Aluminium Consumption
The aluminium industry is cyclical and is affected by global economic conditions, industry competition and product development. Aluminium is increasingly seen as the material of choice in a number of applications, including packaging, automotive and aerospace given its lightweight, high strength-to-weight ratio, corrosion resistance and infinite recyclability. Due to these qualities, the penetration of aluminium in a wide variety of applications continues to increase. We believe that long-term growth in aluminium consumption generally, and demand for those products we produce specifically, will be supported by factors globally, that include growing populations, greater purchasing power and increasing focus on sustainability and environmental issues.
Aluminium Prices
Raw materials and consumables, where aluminium is the largest component by a wide margin, represented 69%, 74% and 71% of our cost of sales in the years ended December 31, 2023, 2022 and 2021, respectively. Aluminium prices are determined by worldwide forces of supply and demand and are volatile. We operate a pass–through business model and therefore, to the extent possible, avoid taking aluminium price risk. In case of significant sustained increases in the price of aluminium, the demand for our products may be affected over time.
The price we pay for aluminium includes regional premiums, such as the Rotterdam premium for metal purchased in Europe or the Midwest premium for metal purchased in the U.S. The regional premiums have been volatile in recent years. Like LME prices, we seek to pass through this regional premium price risk to our customers or to hedge it in the financial markets. However, in certain instances, we are not able to fully pass through or hedge this cost.
We believe our cash flows are largely protected from variations in LME prices due to the fact that we hedge our sales based on their replacement cost, by matching the price paid for our aluminium purchases with the price received from our aluminium sales, at a given time, using hedges when necessary. As a result, when LME prices increase, we have limited additional cash requirements to finance the increased replacement cost of our inventory.
The average LME transaction price, Rotterdam Premium and Midwest Premium per ton of primary aluminium in the years ended December 31, 2023, 2022 and 2021 are presented below.
| | | | | | | | | | | | | | | | | | | | | | | | | | | | | | | | |
| | Year ended December 31, | | Percent changes |
| | | | | | | | | | |
(Euros per ton) | | 2023 | | 2022 | | 2021 | | 2023 vs 2022 | | 2022 vs 2021 |
| | | | | | | | | | |
Average LME transaction price | | 2,081 | | | 2,560 | | | 2,099 | | | (19) | % | | 22 | % |
Average Rotterdam Premium (ECDP) | | 256 | | 445 | | | 231 | | | (42) | % | | 93 | % |
Average all-in aluminium price Europe | | 2,337 | | | 3,005 | | | 2,330 | | | (22) | % | | 29 | % |
| | | | | | | | | | |
Average LME transaction price | | 2,081 | | | 2,560 | | | 2,099 | | | (19) | % | | 22 | % |
Average Midwest Premium | | 471 | | 622 | | | 491 | | | (24) | % | | 27 | % |
Average all-in aluminium price U.S. | | 2,552 | | | 3,182 | | | 2,590 | | | (20) | % | | 23 | % |
Product Price and Margin
Our products are typically priced based on three components: (i) the LME price, (ii) a regional premium and (iii) a conversion margin.
Our risk management practices aim to reduce, but do not entirely eliminate, our exposure to changing primary aluminium and regional premium prices.

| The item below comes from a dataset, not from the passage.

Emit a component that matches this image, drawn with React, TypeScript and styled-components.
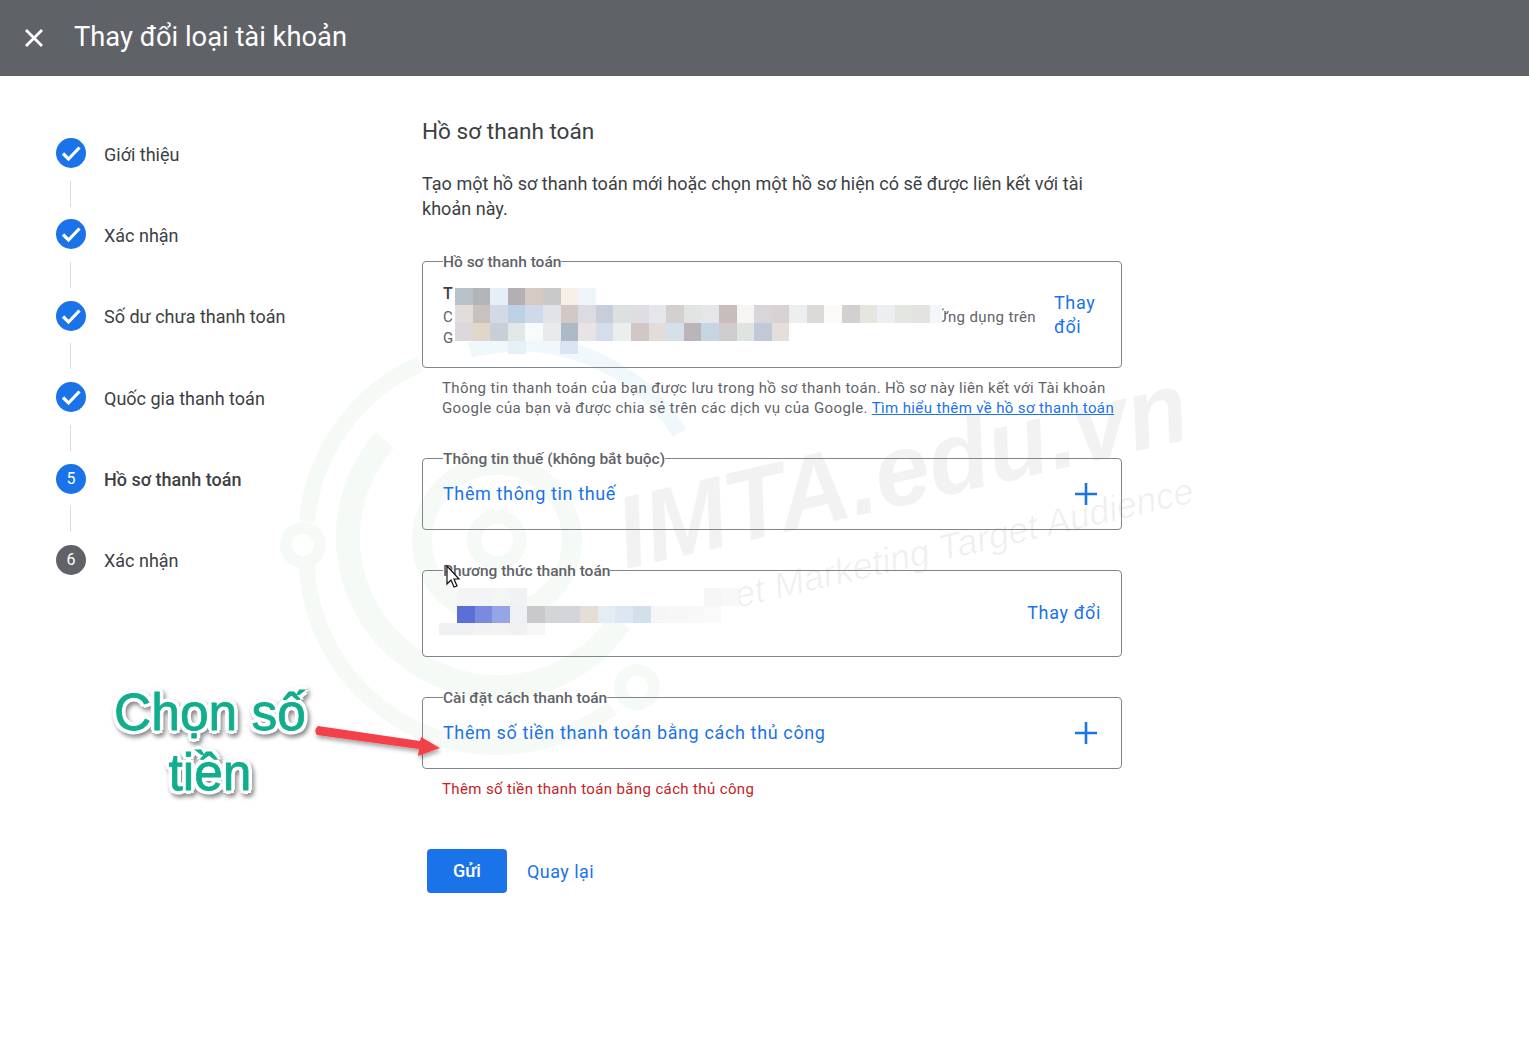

Moreover, while we limit our exposure to unfavorable price changes, we also limit our ability to benefit from favorable price changes. We do not apply hedge accounting for the derivative instruments we entered into in order to hedge our exposure to changes in metal prices and the mark-to-market movements for these instruments are recognized in Other gains and losses—net.
Our results are also impacted by changes in the difference between the prices of primary and scrap aluminium. As we price our products using the prevailing price of primary aluminium but purchase large amounts of scrap aluminium to manufacture our products, we benefit when primary aluminium price increases exceed scrap price increases. Conversely, when scrap price increases exceed primary aluminium price increases, our results are negatively impacted. The difference between the price of primary aluminium and scrap price is referred to as the “scrap spread” and is impacted by the effectiveness of our scrap purchasing activities, the supply of scrap available and movements in the terminal commodity markets.
Volumes
The profitability of our businesses is determined, in part, by the volume of tons processed and sold. Increased production volumes will generally result in lower per unit costs. Higher volumes sold will generally result in additional revenue and associated margins.
Personnel Costs
Our operations are labor intensive. Our personnel costs were €1,171 million, €1,110 million and €967 million, and represented 17%, 14% and 17% of our cost of sales, selling and administrative expenses and R&D expenses for the years ended December 31, 2023, 2022, and 2021, respectively. Personnel costs include the salaries, wages and benefits of our employees, as well as costs related to temporary labor. During our seasonal peaks and especially during the summer months, we have historically increased our temporary workforce to compensate for staff on vacation and increased volume of activity.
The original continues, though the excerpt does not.